## Begin RAW DATA
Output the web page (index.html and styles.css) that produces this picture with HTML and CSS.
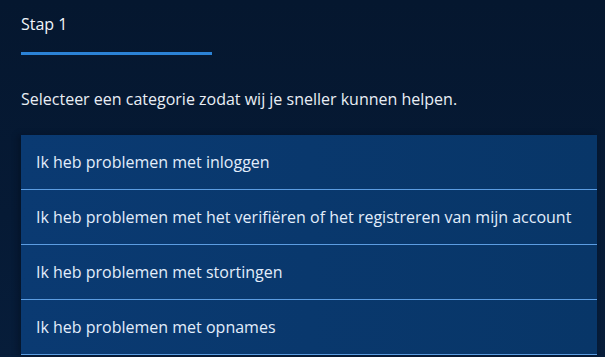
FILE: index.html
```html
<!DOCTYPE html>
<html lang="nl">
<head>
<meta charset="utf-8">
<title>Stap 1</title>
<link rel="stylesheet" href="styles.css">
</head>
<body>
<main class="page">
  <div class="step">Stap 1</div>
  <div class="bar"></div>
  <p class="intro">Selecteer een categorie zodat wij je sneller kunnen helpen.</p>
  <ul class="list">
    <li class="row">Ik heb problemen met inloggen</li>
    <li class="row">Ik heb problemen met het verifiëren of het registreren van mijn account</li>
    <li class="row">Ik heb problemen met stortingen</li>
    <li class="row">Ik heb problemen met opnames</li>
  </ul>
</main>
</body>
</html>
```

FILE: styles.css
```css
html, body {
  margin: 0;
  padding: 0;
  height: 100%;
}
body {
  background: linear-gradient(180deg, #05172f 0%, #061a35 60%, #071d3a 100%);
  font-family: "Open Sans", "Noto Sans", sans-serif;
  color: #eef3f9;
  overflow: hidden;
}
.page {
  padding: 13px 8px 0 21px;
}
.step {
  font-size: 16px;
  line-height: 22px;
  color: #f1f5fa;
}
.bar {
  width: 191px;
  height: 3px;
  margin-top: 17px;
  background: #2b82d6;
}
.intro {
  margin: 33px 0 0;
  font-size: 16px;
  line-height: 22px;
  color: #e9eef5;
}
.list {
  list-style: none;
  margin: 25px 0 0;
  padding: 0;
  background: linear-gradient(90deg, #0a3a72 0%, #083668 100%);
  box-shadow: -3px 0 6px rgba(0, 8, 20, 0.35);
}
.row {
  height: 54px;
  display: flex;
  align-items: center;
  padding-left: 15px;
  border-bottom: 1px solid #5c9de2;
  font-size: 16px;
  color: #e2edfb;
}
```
## End RAW DATA
From the listing above, collect every line that mentions the word "index".

ANSWER TO THE EXERCISE:
Output the web page (index.html and styles.css) that produces this picture with HTML and CSS.
FILE: index.html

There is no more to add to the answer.